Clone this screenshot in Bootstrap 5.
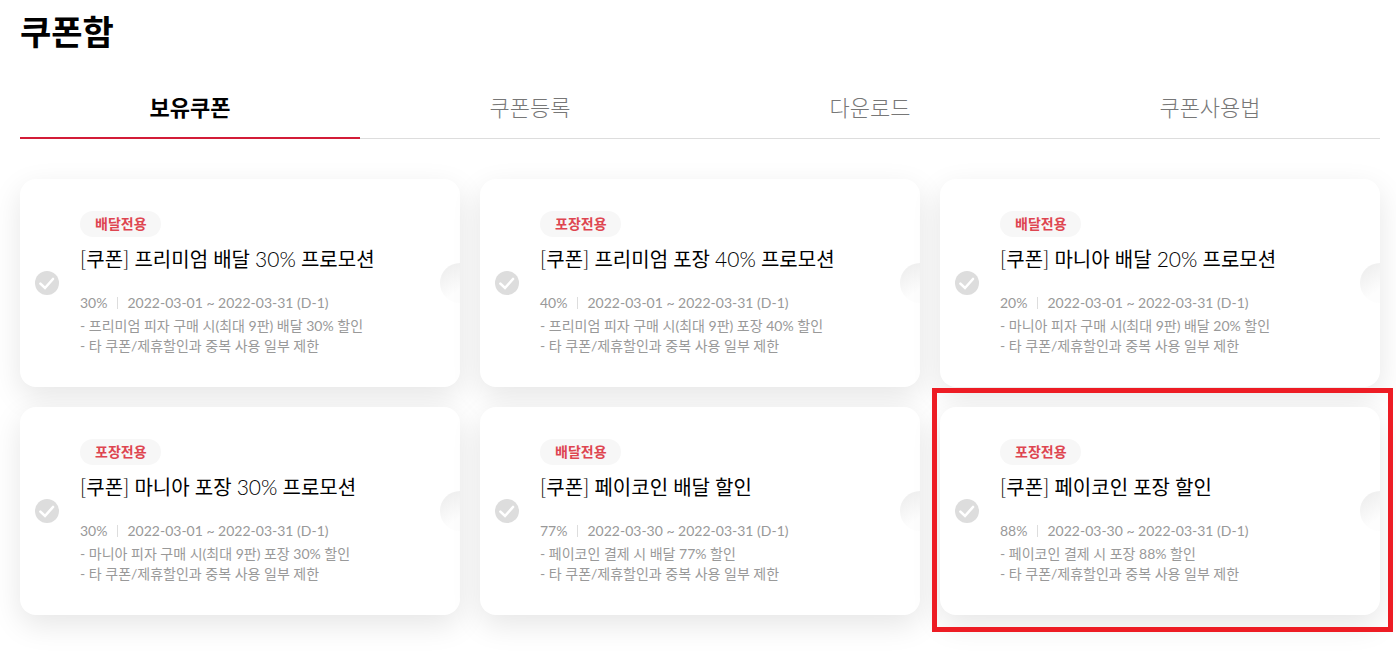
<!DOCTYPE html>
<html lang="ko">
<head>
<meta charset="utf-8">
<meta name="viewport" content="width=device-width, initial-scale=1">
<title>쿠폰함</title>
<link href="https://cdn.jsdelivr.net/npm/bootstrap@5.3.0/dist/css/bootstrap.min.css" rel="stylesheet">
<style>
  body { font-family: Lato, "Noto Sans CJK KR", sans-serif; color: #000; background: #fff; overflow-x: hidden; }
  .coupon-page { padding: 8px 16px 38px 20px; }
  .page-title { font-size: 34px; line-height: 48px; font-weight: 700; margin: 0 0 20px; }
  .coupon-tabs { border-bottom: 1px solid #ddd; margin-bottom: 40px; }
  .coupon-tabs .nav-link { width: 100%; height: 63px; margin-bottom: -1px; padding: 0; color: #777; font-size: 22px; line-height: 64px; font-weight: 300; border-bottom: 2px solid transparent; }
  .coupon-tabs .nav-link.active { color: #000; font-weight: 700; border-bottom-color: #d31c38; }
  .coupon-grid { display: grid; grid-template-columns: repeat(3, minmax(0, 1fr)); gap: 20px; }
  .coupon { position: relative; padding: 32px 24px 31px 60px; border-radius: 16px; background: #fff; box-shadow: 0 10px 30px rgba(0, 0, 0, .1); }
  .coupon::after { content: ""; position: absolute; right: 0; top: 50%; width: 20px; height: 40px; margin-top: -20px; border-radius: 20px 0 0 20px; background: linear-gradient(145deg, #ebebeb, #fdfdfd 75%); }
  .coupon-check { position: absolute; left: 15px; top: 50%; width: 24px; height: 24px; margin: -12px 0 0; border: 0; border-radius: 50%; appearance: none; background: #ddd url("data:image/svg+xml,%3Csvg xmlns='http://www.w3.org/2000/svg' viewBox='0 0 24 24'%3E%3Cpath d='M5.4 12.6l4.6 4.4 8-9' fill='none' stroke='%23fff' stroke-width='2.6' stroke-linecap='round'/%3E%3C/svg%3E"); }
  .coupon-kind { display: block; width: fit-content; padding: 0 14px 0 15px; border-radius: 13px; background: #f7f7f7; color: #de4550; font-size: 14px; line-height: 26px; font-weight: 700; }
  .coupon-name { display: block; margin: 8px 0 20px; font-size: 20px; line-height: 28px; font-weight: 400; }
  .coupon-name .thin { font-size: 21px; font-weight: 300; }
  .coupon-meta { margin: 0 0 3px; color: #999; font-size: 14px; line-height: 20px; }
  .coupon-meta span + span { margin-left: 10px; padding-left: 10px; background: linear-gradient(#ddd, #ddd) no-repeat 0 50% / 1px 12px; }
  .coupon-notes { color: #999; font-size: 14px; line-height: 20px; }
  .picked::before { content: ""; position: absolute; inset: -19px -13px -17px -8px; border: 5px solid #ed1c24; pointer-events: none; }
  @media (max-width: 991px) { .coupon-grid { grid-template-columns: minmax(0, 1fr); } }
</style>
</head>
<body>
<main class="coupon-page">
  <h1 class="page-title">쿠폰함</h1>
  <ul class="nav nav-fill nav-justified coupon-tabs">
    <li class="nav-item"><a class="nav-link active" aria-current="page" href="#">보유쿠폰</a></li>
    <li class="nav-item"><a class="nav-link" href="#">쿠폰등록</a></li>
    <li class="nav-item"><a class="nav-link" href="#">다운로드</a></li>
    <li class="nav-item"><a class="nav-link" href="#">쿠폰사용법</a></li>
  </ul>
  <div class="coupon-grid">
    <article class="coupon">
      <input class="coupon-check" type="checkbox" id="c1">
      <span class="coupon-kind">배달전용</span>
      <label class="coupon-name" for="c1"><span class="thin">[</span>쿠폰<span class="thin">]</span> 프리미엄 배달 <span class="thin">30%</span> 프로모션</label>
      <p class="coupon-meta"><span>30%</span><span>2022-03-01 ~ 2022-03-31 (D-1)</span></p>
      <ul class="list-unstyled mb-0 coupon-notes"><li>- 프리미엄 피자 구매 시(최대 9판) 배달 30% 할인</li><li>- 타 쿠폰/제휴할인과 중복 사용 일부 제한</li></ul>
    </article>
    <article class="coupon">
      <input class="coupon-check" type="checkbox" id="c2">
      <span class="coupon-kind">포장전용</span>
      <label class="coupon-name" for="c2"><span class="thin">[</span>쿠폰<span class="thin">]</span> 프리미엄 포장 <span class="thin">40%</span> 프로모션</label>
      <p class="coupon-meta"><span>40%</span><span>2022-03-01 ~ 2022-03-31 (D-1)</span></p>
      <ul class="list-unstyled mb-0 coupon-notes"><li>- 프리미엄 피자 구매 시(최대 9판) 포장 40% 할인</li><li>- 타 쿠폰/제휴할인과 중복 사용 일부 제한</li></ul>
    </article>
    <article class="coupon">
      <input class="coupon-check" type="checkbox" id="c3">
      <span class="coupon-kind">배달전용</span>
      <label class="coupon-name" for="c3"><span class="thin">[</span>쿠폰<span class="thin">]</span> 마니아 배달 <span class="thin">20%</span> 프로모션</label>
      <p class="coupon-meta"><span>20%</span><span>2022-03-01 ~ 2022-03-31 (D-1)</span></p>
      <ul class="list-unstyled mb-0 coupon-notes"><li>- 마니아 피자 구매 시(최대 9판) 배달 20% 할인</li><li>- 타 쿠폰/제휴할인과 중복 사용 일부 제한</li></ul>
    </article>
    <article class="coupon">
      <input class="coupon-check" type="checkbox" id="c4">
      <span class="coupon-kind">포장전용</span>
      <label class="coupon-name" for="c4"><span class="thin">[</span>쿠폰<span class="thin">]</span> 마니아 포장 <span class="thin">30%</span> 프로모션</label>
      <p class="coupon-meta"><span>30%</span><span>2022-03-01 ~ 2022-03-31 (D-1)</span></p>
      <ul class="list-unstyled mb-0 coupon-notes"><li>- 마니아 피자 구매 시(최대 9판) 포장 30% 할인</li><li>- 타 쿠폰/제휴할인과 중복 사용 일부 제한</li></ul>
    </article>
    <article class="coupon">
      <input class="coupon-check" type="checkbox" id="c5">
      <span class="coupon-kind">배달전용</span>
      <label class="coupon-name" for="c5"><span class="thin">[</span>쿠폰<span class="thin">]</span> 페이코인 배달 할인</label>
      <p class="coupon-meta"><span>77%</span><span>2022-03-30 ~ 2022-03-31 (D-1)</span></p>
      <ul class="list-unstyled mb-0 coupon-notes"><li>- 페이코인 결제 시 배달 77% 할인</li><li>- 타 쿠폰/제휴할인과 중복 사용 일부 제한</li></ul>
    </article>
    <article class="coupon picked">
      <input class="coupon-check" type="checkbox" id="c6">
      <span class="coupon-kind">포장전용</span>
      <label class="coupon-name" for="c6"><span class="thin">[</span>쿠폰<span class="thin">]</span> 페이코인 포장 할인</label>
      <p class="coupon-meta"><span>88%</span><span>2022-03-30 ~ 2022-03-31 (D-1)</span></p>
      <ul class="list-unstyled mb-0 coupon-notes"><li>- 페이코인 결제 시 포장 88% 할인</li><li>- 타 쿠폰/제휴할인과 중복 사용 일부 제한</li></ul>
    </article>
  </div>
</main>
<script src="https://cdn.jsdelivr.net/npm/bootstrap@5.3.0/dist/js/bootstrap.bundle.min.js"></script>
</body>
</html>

* * *

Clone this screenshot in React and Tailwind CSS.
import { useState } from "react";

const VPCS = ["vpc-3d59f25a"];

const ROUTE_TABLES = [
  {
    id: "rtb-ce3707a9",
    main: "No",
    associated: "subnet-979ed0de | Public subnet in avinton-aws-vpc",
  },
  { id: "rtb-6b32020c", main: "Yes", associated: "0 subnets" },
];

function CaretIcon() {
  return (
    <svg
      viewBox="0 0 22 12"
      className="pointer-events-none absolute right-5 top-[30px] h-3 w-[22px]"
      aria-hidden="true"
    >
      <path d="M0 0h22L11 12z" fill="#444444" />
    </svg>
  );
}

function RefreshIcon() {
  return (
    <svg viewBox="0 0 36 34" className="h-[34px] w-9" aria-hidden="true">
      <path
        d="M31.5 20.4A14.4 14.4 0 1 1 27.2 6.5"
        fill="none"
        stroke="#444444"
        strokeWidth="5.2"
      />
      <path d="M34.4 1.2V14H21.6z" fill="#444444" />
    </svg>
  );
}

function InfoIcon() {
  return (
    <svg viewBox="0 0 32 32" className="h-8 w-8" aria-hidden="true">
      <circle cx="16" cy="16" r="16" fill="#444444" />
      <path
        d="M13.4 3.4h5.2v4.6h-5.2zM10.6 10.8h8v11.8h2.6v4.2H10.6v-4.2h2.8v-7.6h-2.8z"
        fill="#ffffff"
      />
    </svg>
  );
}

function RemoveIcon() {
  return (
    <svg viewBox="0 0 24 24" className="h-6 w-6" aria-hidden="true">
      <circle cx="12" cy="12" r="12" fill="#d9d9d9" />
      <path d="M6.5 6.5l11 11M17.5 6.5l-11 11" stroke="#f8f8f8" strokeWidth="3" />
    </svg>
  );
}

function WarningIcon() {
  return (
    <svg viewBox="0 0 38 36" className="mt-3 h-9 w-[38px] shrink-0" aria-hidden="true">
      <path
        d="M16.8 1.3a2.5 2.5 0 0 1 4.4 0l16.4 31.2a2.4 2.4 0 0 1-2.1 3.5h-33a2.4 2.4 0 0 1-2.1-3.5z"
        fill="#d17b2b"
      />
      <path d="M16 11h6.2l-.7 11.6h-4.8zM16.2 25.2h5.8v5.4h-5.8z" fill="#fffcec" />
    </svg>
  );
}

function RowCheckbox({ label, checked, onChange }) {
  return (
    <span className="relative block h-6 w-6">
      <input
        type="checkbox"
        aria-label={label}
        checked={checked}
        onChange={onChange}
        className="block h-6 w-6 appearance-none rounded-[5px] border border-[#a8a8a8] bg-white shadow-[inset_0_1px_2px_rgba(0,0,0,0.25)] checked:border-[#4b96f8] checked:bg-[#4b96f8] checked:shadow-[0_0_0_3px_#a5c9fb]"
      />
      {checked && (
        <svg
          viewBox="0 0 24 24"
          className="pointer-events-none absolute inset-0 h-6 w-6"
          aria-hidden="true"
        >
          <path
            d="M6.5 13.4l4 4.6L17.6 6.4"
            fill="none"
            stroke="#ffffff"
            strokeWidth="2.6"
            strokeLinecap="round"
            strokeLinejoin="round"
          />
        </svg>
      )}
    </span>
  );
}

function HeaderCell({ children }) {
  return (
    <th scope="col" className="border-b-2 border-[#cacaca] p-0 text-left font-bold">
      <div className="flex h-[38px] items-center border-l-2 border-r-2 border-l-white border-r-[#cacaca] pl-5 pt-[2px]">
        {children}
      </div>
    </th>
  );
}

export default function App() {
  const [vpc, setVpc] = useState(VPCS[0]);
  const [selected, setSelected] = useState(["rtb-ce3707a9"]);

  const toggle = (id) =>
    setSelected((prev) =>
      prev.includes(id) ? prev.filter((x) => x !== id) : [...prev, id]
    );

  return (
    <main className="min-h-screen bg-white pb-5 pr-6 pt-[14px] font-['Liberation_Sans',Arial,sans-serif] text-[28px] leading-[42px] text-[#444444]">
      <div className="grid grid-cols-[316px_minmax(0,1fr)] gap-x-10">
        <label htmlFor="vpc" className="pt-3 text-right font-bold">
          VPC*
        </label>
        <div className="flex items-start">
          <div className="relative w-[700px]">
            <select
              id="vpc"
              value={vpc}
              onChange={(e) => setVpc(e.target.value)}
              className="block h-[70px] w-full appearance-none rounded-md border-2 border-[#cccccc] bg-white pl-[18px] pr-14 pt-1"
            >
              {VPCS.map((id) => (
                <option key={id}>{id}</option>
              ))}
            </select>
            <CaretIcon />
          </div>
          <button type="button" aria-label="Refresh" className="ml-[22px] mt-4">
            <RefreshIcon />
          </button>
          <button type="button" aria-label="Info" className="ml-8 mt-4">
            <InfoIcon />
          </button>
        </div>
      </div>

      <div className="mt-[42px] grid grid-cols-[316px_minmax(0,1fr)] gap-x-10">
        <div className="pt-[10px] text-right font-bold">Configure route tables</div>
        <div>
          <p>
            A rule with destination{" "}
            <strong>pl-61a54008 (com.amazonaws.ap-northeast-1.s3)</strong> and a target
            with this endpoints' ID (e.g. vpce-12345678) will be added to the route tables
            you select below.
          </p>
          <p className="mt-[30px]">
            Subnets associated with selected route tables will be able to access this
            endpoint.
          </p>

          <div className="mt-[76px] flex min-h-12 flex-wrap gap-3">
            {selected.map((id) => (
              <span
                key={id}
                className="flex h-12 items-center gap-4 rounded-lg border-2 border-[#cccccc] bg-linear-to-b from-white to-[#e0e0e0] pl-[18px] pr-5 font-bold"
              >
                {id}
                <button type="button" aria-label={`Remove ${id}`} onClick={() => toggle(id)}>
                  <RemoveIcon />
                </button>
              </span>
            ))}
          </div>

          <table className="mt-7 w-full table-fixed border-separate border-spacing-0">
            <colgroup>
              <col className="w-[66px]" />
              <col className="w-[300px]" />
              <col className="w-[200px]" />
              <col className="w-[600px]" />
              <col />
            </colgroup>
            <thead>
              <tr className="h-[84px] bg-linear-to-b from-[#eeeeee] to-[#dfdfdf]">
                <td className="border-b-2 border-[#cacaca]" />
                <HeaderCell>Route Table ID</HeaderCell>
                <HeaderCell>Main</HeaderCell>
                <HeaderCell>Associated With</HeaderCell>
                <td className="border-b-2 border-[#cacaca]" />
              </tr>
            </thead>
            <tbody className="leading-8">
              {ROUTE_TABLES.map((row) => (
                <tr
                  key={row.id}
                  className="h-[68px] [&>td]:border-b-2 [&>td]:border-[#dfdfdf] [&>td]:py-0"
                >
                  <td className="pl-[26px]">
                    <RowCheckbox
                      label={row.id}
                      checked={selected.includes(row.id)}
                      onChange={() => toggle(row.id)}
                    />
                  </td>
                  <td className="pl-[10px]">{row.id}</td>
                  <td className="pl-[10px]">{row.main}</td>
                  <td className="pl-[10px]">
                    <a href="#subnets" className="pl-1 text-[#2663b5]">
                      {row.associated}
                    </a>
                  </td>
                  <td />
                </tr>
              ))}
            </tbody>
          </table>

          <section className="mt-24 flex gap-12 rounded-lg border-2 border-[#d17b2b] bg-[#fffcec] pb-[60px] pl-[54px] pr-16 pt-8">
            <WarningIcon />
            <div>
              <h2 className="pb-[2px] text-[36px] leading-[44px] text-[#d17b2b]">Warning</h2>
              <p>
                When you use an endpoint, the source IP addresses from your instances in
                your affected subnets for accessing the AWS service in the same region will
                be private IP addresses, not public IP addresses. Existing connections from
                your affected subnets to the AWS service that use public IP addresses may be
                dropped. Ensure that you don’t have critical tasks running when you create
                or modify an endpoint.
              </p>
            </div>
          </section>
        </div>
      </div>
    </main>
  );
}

▶ [Your instructions]
Give back only a number, the number of lines where the string "Clone" occurs.

▶ [The response]
2